Не закончив фразу, я выскочила в коридор.
— Куда же вы? Постойте! Я провожу вас!
— Спасибо, не надо! Я к своим коллегам! Может, им нужна моя помощь!
Качало уже весьма ощутимо, но не до такой степени, чтобы заболеть. Хотя, говорят, некоторых бедняг укачивает даже в поезде.
Начала я с Кудрявцевой, нашего бесстрашного режиссера, и застала ее в довольно плачевном состоянии.
— Держитесь, Тонечка! Я принесу вам из ресторана какой-нибудь подходящий прохладительный напиток. Я быстро!

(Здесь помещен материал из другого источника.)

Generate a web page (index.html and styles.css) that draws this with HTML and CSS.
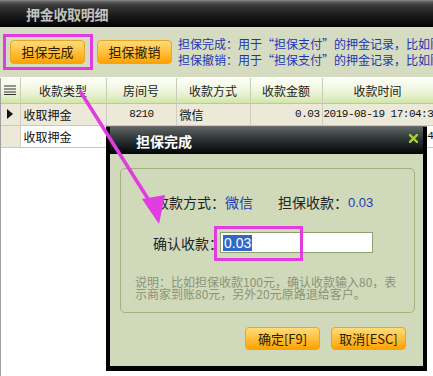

Но быстро не получилось: меня швыряло из стороны в сторону, от стенки к стенке. Когда я, наконец, почти добралась до ресторана, то услышала оглушительный звон. Оказалось, что звенели бутылки и бокалы. К счастью, они стояли в специальных гнездах, так что не разбивались. Бармен подал мне бокал, наполненный лимонным соком с водой.
— Выпейте, вам станет легче.
— Мне не надо — я за напитками для моих коллег.
— А! Тогда я скажу официанту, чтобы он попросил у нашего кока рассол от кислой капусты, я туда еще кое-что добавлю, и официант сам развезет все это по каютам.
Поблагодарив, я отправилась в обратный путь. Хорошо, что меня никто не видел: передвигалась я по-разному — чаще всего на четвереньках и кубарем. Шторм быстро набирал силу. Бедные мои товарищи! А мне — хоть бы что.
Наконец, мы доплыли до Одессы. Назначенную на тот день съемку все-таки пришлось отложить: почти все члены группы еле передвигали ноги.